As instructed at school at an early age, South Koreans used to regard eventual unification with North Korea as a matter of course. They were taught a song whose lyrics said in part: “What we desire even in our dreams is unification.”

But the envisioned unification has lost much of its appeal, as evidenced by a survey conducted by a Seoul National University think tank in July. Moreover, the number of unification advocates is declining at a sizable rate.

The poll by the research institute of 1,200 people aged 19 or older found that those who believed unification to be necessary accounted for 53.7 percent of respondents, down 5.4 percent from a year ago. Its unfavorable reception was most pronounced among respondents in their 20s, 10.8 percent of whom said they paid little attention to unification.

This trend in South Korea, which presumably started after the unification of East and West Germany in 1990, appears irreversible. A growing number of South Koreans are sobering up, if not becoming disillusioned, about unification as they are coming to grips with its astronomical costs.

To their chagrin, however, unification may not be a matter of choice; it is most likely to be forced upon the South Korean people suddenly. This possibility undoubtedly dawned on them again when North Korea’s strongman, Kim Jong-il, died of a heart attack a week ago, precariously leaving his young son, aged 29, at the helm.

It surely is no easy job to estimate the cost of Korean unification, which varies widely depending on the conditions under which the two Koreas would be integrated. But a glimpse into it is given by the amount of money that the unified Germany has spent on its integration since 1990 ― more than $1 trillion.

Indeed, the costs of Korean unification vary from one think tank to another. Moreover, one think tank may produce different cost estimates by using different sets of variables as input, as the state-funded Korea Development Institute did on commission from a blue-ribbon presidential panel last year.

The KDI’s estimated 30-year cost was at $322 billion (373 trillion won) at lowest and $2.14 trillion (2,482 trillion won) at its highest. But even the highest estimate may be conservative, given a foreign news report that South Korea would have to spend up to $5 trillion won for the next 30 years if North Korea suddenly collapsed.

Given all of these estimates, it is easy to see the absurdity of the administration’s recent proposal to create a new fund and put 55 trillion won into it over the next 20 years to finance unification. That would be a drop in the bucket, though doing something would certainly be better than doing nothing.

But the administration has yet to get the proposal for a unification fund off the ground, as the National Assembly is sitting on an underlying bill. The legislature will soon have to start the legislative process.

One of the most viable alternatives to sudden, costly unification is a proposal to help the cash-strapped North engineer a speedy recovery from its chronic economic distress and promote unification when the communist state attains a certain level of economic advancement ― a policy pursued by the two previous progressive administrations.

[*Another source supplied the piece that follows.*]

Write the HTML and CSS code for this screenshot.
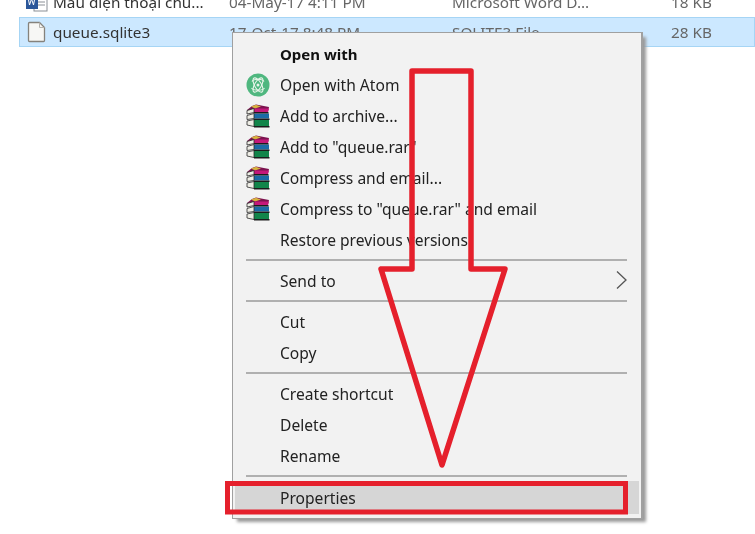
FILE: index.html
```html
<!DOCTYPE html>
<html lang="en">
<head>
<meta charset="utf-8">
<title>Properties</title>
<link rel="stylesheet" href="styles.css">
</head>
<body>
<svg class="defs" width="0" height="0" aria-hidden="true">
  <symbol id="rar" viewBox="0 0 24 24">
    <path d="M1 6 L6 2 L10 0.500 L23 3 L22 7.500 L8 7.500 L2 8.500Z" fill="#7d1250"/>
    <path d="M5 2.500 L10 0.800 L15 2.500 L9 4.500Z" fill="#d6b23e"/>
    <path d="M8 4.500 L23 4.500 L22 8 L8 8Z" fill="#c4187a"/>
    <path d="M1 6.500 L8 4.500 L8 8.500 L1 10Z" fill="#efeee6" stroke="#2a2a2a" stroke-width=".8"/>
    <path d="M8 9.500 L23 9.500 L23 14.500 L8 14.500Z" fill="#1b6aa6"/>
    <path d="M1 11.500 L8 9.500 L8 14.500 L1 15.500Z" fill="#efeee6" stroke="#2a2a2a" stroke-width=".8"/>
    <path d="M8 16 L23 16 L23 22 L8 22Z" fill="#12854a"/>
    <path d="M1 17 L8 15.500 L8 22.500 L1 21Z" fill="#efeee6" stroke="#2a2a2a" stroke-width=".8"/>
    <path d="M8 8.800 H22.500 M8 15.200 H23.500 M8 22.800 H23.500" stroke="#1c1c1c" stroke-width="1.400"/>
  </symbol>
</svg>

<section class="files">
  <div class="file">
    <svg class="file-icon" width="24" height="22" viewBox="0 0 24 22">
      <rect x="9" y="3" width="13" height="17" fill="#fff" stroke="#8a8f96"/>
      <path d="M12 8h8M12 11h8M12 14h8" stroke="#8a8f96"/>
      <rect x="1" y="3" width="12" height="15" fill="#2b579a"/>
      <path d="M3 6l1.500 8 2-6 2 6 1.500-8" fill="none" stroke="#fff"/>
    </svg>
    <span class="col-name">Mẫu điện thoại chủ...</span>
    <span class="col-date">04-May-17 4:11 PM</span>
    <span class="col-type">Microsoft Word D...</span>
    <span class="col-size">18 KB</span>
  </div>
  <div class="file selected">
    <svg class="file-icon" width="24" height="22" viewBox="0 0 24 22">
      <path d="M4.500 1.500h10l5 5v13a1 1 0 0 1-1 1h-14a1 1 0 0 1-1-1v-17a1 1 0 0 1 1-1z" fill="#f7f7f5" stroke="#85827c" stroke-width="1.300"/>
      <path d="M14.500 1.500v5h5" fill="none" stroke="#b5b3ae"/>
    </svg>
    <span class="col-name">queue.sqlite3</span>
    <span class="col-date">17-Oct-17 8:48 PM</span>
    <span class="col-type">SQLITE3 File</span>
    <span class="col-size">28 KB</span>
  </div>
</section>

<nav class="menu">
  <div class="item strong"><span class="slot"></span>Open with</div>
  <div class="item"><span class="slot">
    <svg width="24" height="24" viewBox="0 0 24 24">
      <circle cx="12" cy="12" r="11.500" fill="#4fb77f"/>
      <g fill="none" stroke="#e8f5ea" stroke-width="1.100">
        <ellipse cx="12" cy="12" rx="8" ry="3.400" transform="rotate(60 12 12)"/>
        <ellipse cx="12" cy="12" rx="8" ry="3.400" transform="rotate(-60 12 12)"/>
        <path d="M6 8.500c1.500-3 10.500-3 12 0M5.500 15c2 3 11 3 13 0"/>
      </g>
      <circle cx="12" cy="12" r="1.500" fill="#e8f5ea"/>
    </svg></span>Open with Atom</div>
  <div class="item"><span class="slot"><svg width="24" height="24"><use href="#rar"/></svg></span>Add to archive...</div>
  <div class="item"><span class="slot"><svg width="24" height="24"><use href="#rar"/></svg></span>Add to "queue.rar"</div>
  <div class="item"><span class="slot"><svg width="24" height="24"><use href="#rar"/></svg></span>Compress and email...</div>
  <div class="item"><span class="slot"><svg width="24" height="24"><use href="#rar"/></svg></span>Compress to "queue.rar" and email</div>
  <div class="item"><span class="slot"></span>Restore previous versions</div>
  <hr class="sep">
  <div class="item"><span class="slot"></span>Send to
    <svg class="chevron" width="11" height="18" viewBox="0 0 11 18"><path d="M1 .500 L10 9 L1 17.500" fill="none" stroke="#555" stroke-width="1.300"/></svg>
  </div>
  <hr class="sep">
  <div class="item"><span class="slot"></span>Cut</div>
  <div class="item"><span class="slot"></span>Copy</div>
  <hr class="sep">
  <div class="item"><span class="slot"></span>Create shortcut</div>
  <div class="item"><span class="slot"></span>Delete</div>
  <div class="item"><span class="slot"></span>Rename</div>
  <hr class="sep">
  <div class="item active"><span class="slot"></span>Properties</div>
</nav>

<svg class="marks" width="755" height="534" viewBox="0 0 755 534" aria-hidden="true">
  <path d="M412 71 H471 V269 H505 L442 465 L381 269 H412Z" fill="none" stroke="#e5202c" stroke-width="5.500" stroke-linejoin="round"/>
  <rect x="227.500" y="483.500" width="398" height="28.500" fill="none" stroke="#e5202c" stroke-width="5"/>
</svg>
</body>
</html>
```
FILE: styles.css
```css
* { box-sizing: border-box; }
html, body { margin: 0; height: 100%; }
body {
  position: relative;
  width: 755px;
  height: 534px;
  overflow: hidden;
  background: #fff;
  color: #333;
  font: 15.300px/20px "Noto Sans", "Open Sans", sans-serif;
  filter: blur(.5px);
}
.defs { position: absolute; }

.files { margin: -13px 0 0 19px; }
.file {
  display: flex;
  align-items: center;
  height: 30px;
  border: 1px solid transparent;
  color: #444;
}
.selected { background: #cce8ff; border-color: #a6d5f5; }
.file-icon { flex: none; margin-left: 5px; margin-right: 4px; }
.col-name { width: 176px; color: #333; flex: none; }
.col-date { width: 223px; flex: none; color: #666; }
.col-type { width: 217px; flex: none; color: #666; }
.col-size { width: 43px; flex: none; text-align: right; color: #666; }

.menu {
  position: absolute;
  left: 232px;
  top: 32px;
  width: 411px;
  height: 487px;
  padding: 5px 0 0 2px;
  background: #f2f2f2;
  border: 1px solid #a0a0a0;
  border-width: 1px 2px 1px 1px;
  box-shadow: 4px 4px 3px -1px #9a9a9a;
  color: #222;
  font-size: 15.600px;
}
.item {
  position: relative;
  display: flex;
  align-items: center;
  height: 31px;
  margin-right: 2px;
}
.strong { font-weight: 700; color: #111; font-size: 15px; }
.slot {
  flex: none;
  display: flex;
  align-items: center;
  width: 45px;
  padding-left: 11px;
}
.sep {
  height: 2px;
  margin: 4px 14px 4px 11px;
  border: 0;
  background: #b0b0b0;
}
.chevron { position: absolute; right: 12px; top: 6px; }
.active { background: #d6d6d6; height: 33px; }
.marks { position: absolute; left: 0; top: 0; }
```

An exemplary model for this policy is an industrial complex South Korea built in Gaeseong, a town north of the Demilitarized Zone. In the complex, small- and medium-sized South Korean companies are using low-cost North Korean labor for the manufacturing of light-industry products. Building a dozen similar complexes, experts say, would be enough to attain the intended goal of gradual integration.

Of course, it takes two to tango. South Korea cannot pursue such a policy if the North attempts to bite off the hand that feeds it, as it did when it continued its nuclear weapons program and took other provocative actions.

Now that Kim Jong-il is dead, it certainly is worthwhile for South Korea to look into the possibility of renewing a policy of engagement and expanding inter-Korean economic cooperation. It had better cross its fingers and hope that North Korea’s emerging leadership will not collapse suddenly.